— Start —
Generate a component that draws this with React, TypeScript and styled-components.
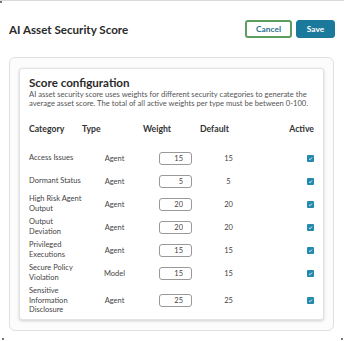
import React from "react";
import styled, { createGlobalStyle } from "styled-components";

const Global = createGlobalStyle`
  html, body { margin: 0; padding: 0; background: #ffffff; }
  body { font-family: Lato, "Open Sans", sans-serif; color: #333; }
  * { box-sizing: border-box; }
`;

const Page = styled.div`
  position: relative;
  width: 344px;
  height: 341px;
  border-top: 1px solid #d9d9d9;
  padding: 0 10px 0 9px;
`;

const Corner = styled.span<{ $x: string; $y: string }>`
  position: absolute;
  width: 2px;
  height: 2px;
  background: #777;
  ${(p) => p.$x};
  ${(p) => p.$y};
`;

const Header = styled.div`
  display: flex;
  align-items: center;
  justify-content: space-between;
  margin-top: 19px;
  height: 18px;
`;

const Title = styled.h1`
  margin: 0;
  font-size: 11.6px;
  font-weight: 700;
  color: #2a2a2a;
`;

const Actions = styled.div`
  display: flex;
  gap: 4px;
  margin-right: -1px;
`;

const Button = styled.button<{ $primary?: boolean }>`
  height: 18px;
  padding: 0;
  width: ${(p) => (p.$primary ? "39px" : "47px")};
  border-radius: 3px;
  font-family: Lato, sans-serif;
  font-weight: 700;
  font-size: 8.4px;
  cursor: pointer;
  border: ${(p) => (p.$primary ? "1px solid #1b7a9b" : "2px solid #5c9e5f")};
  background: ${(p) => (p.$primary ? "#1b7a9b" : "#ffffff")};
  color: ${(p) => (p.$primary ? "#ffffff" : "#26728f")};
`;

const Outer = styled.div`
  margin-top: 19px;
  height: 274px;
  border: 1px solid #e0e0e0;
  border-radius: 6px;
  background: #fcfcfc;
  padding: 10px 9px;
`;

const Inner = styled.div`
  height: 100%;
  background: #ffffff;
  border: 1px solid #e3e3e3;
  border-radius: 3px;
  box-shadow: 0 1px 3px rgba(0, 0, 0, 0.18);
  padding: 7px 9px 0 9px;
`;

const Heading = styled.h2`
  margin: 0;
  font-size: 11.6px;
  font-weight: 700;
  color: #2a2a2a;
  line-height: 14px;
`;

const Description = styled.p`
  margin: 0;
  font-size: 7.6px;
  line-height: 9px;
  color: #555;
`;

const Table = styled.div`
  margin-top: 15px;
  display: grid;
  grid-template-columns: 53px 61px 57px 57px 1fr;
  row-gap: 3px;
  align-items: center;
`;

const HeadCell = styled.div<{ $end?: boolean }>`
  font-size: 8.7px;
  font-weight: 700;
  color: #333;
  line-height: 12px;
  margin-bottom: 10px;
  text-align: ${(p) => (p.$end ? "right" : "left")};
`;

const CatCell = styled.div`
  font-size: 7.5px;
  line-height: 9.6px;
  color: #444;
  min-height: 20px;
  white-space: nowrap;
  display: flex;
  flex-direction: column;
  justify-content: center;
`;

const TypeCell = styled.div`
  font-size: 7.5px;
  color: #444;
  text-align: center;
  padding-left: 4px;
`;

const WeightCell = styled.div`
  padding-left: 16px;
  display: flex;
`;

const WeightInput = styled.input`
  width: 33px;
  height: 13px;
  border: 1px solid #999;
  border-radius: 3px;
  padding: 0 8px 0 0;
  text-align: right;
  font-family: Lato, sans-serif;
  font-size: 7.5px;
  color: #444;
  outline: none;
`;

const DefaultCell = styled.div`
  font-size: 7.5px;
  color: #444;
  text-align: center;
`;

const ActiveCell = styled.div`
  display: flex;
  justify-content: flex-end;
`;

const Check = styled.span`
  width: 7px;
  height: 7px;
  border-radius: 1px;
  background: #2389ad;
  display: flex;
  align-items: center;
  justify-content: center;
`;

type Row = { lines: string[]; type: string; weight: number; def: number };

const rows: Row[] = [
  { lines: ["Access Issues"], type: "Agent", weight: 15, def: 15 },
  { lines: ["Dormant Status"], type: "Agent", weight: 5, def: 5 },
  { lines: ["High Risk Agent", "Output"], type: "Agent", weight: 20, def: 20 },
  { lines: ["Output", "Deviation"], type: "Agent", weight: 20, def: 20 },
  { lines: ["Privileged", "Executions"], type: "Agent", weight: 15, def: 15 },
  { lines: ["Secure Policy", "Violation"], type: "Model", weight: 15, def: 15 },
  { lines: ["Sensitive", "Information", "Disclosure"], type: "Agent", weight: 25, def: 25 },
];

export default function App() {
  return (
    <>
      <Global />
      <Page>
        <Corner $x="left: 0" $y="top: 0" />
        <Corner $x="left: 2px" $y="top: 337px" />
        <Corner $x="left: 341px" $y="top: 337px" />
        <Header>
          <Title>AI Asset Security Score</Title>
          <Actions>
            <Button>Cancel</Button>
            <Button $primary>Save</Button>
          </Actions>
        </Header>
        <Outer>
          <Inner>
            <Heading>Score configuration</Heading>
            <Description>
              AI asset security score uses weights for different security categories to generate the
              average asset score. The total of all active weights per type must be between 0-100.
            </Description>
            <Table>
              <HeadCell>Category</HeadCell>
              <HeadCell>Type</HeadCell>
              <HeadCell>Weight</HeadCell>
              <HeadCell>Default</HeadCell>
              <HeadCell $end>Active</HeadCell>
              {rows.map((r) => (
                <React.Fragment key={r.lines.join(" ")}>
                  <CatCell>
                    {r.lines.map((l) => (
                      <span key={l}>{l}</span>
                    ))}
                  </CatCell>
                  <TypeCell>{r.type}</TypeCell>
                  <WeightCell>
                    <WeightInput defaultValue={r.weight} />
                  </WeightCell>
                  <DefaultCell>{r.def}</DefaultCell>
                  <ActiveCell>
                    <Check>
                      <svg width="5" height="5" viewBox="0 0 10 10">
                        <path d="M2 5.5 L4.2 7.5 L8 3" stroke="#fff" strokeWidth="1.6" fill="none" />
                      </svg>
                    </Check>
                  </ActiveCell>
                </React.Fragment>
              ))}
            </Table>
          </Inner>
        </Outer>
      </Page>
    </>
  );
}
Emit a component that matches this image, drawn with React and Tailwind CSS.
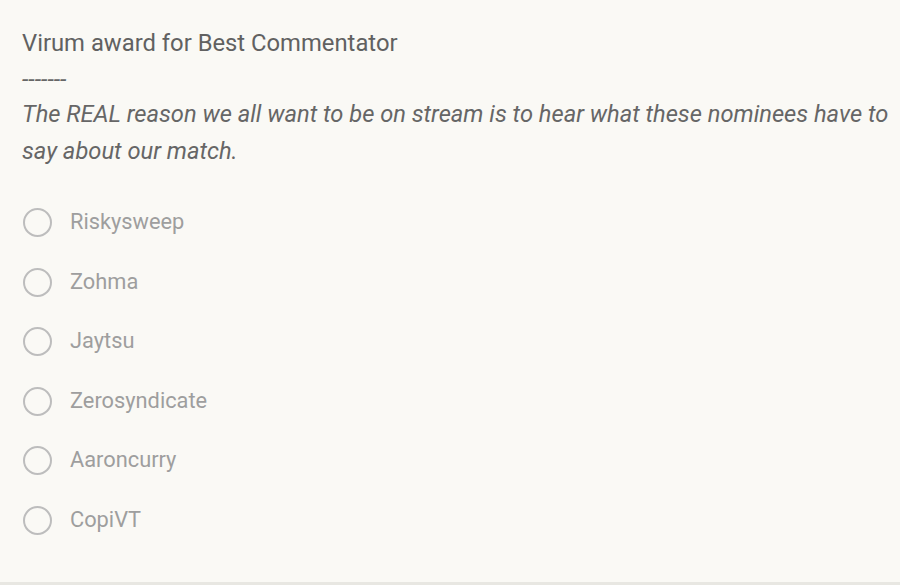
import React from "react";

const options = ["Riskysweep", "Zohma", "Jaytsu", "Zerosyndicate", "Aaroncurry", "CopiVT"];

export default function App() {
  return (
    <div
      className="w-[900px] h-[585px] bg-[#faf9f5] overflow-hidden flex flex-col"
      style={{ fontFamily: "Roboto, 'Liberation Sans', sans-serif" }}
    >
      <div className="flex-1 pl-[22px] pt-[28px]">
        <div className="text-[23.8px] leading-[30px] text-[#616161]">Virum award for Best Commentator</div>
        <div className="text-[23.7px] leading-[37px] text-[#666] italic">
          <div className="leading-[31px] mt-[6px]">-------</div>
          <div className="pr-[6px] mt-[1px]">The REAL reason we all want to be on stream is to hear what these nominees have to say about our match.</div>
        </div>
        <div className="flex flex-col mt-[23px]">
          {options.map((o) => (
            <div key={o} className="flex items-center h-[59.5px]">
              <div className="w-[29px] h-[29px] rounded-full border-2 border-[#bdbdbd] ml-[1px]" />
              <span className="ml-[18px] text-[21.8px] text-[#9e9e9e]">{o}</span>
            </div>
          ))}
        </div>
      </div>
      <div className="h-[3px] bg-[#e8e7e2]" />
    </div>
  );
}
— End —
BRIEF
Go through the records above, find every line with the word "components", and list those lines.

REPLY TO THE TASK
Generate a component that draws this with React, TypeScript and styled-components.
import styled, { createGlobalStyle } from "styled-components";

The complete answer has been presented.